Amo Marengwa also supports the idea of a non-governmental Mining Development Fund for junior miners, to which all mining companies should contribute 1% of gross sales.

“The fund should be intended to support black mining entrepreneurs and business entities in the raising of capital for projects at the development stage and develop them to a point until they are stable and sustainable or attractive for acquisition by larger companies,” says Amo.

“Some funds should be used for the creation of a BEE procurement company database. The database should include all BEE suppliers who offer their services to small mining companies and provide support through mentorship programmes.

“In addition, the fund money should be invested in skills development initiatives such as holding workshops on topical policy issues such as the raising of finance, health and safety and the Mining Charter,” Amo says.

The advantage of this sector that it is less capital intensive than most other small and mid-tier mining activities, particularly so gold and base metals, and hence does provide opportunities for new black entrepreneurs. 

Also, with the growing international shortage of larger, (+2 carats) high quality gemstone diamonds, and synthetic gems putting pressure on the small or Melee end of the market, South Africa’s alluvial industry should be a growth sector, not in decline.

According to SADPO, the alluvial diamond sector should be and stands ready to be a driver of transformation and an incubator of black-owned and operated entrepreneurial mining businesses – but only if policy makers recognise that the provisions of the mining charter and implementation guidelines currently have no basis in the realities facing small, privately-funded, entrepreneurial diamond mining businesses. 

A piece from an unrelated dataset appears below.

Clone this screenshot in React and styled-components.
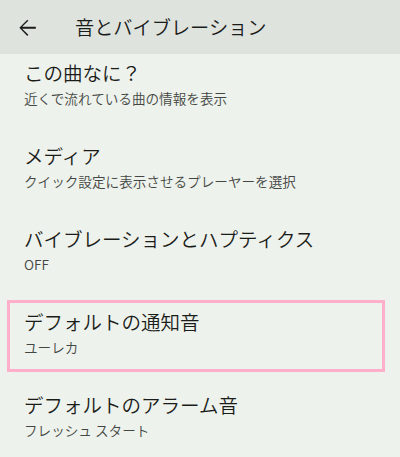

Amo Marengwa and Lyndon de Meillon are not alone in their concerns for the future of the small or Junior diamond sector due to the consequences of disabling minerals policy, inefficiency of the DMR and the requirements of one-size-fits-all mine health and safety laws and other unsustainable compliance-related costs.  

During and after the Cape Town Mining Indaba held in February 2019, numerous role players, including existing large and small company CEOs, potential funders, practising mineral rights lawyers and foreign investors and companies consistently noted that the Charter required further improvement and was deficient in respect of the Junior and small-scale exploration and mining sector - notably that South Africa was lagging in exploration and simply not replacing the minerals that it was mining, that Junior exploration companies were forced to comply with the same rules that large operating companies comply with which is a huge barrier, and that Junior mining companies are overregulated. 

Most recently, similar views have again been expressed at the Prospectors and Developers Association of Canada (PDAC) held in Toronto at the beginning of March. 

Key interventions proposed by the CEO of the Minerals Council of South Africa (MC) Roger Baxter, included a crack-down on corruption and unethical leadership, a significant improvement in licensing systems and turn-around times and creating a stable, predictable and competitive policy, regulatory and operating environment to encourage long-term investment in mining and restoring the sector’s competitiveness.

The reality is that exploration is a good capital raising space for junior black miners, but the current Charter fails to leverage this.